My Baguette is the most often baked bread in our house but, historically, it's not been the most reproducible. Each parameter seems critical.
I once took a statistical experimental design short course. I forgot most of what I learned because I don't use it anymore. In fact, my current profession only requires me to use an organ grinder and tincup for donations of loose change. But that's another whole thing.

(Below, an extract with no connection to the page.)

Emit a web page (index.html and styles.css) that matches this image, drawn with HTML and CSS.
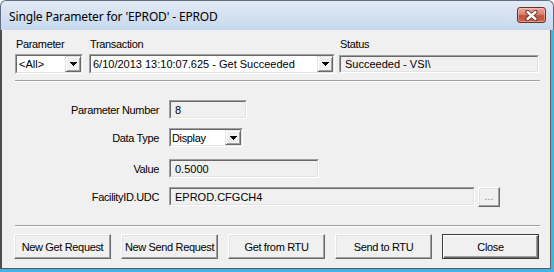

When I did learn it, the first application (other than for chemical reaction scale-up, my previous career) I thought I would try is with this loaf but there were simply too many parameters and the dependent variable - the outcome - was too difficult to numerically characterize. What I do recall is when planning the design, you need to know boundary conditions of the independent variables; extreme values for each parameter. Using either of these extreme values would cause a failure and optimization would provide a value somewhere between these two extremes.
This long-winded discussion brings me to the value for the final proof time for this straight and fast dough. The final proof is probably the most critical part of any baked loaf of bread. Too long and it hits the oven, sinks and comes out dense; too short and it gets good oven spring but still comes out dense. However, this isn't my profession and experimentation with this value can mean my family gets a lousy loaf of bread. I have to be careful when I do my experimentation. My currently written recommendation for the final proof is 20-25 minutes for the Baguette. Last night, I decided to go dangerously close to what I guessed to be the lower limit of the final proof, 15 minutes. Oops, Frankie needed a diaper change at 12 minutes. I docked the loaf, tossed it in, threw in a shot of steam and dutifully went to change the diaper.
WOW! What an awesome result. Great oven spring, good crust, good volume, good color, just awesome. I think I established a new lower limit for the final proof parameter.